Mirroring Sridhar’s optimistic outlook, ‘Night of Flambe’, a 70-minute feature shot in digital format, will be “not so much about the problems of a relationship but its beauty despite the problems.” While scripting progresses on the film, Sridhar is looking at ways to cement his relationship with Saagar further: “Buying a house together would perhaps be one way of doing that. I don’t know how easy it would be for us to get a housing loan and buy a house jointly. I cannot even nominate Saagar in my insurance policy—he needs to be a blood relative. That we are business partners is the only ‘legal recognition’ we can hang on to—most couples don’t even have that. There is security in the relationship but these things give some social sanction, make us more secure.”

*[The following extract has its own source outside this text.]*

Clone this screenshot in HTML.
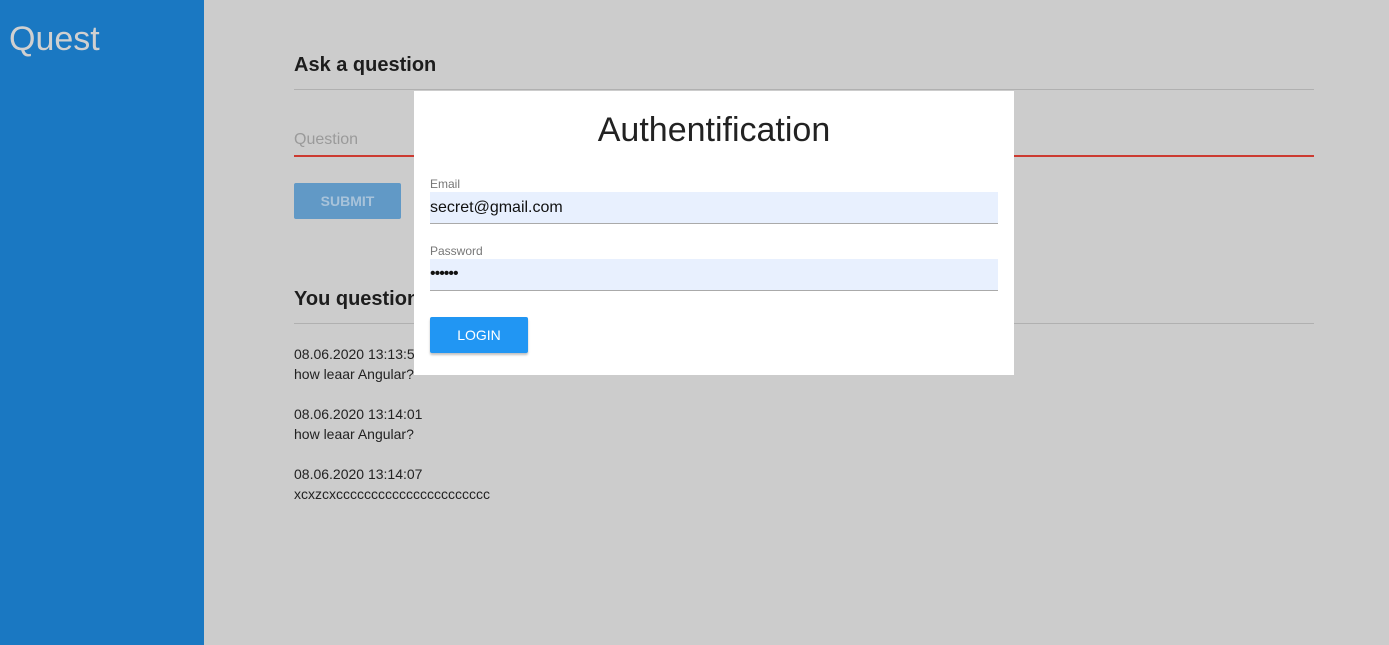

Security is cherished in the graying, balding years and peril prized in youth. Eleven years ago, Sridhar, a qualified engineer gave up a lucrative job for apprenticeship with Sai Paranjpye. Solaris Pictures’, the company formed by Sri and Saagar since they went indy, has produced much ‘mainstream work’; this helped finance ‘Gulabi Aaina’ and will also roll in the money for the next Rainbow story. Sridhar is determined to place a bet again with his own money while the first film is only now getting close to the breakeven line.
Sridhar would rather not speculate on what he would, if asked to pick, choose to be—artist or activist. “Hopefully, a filmmaker who can straddle both—a good acrobat.”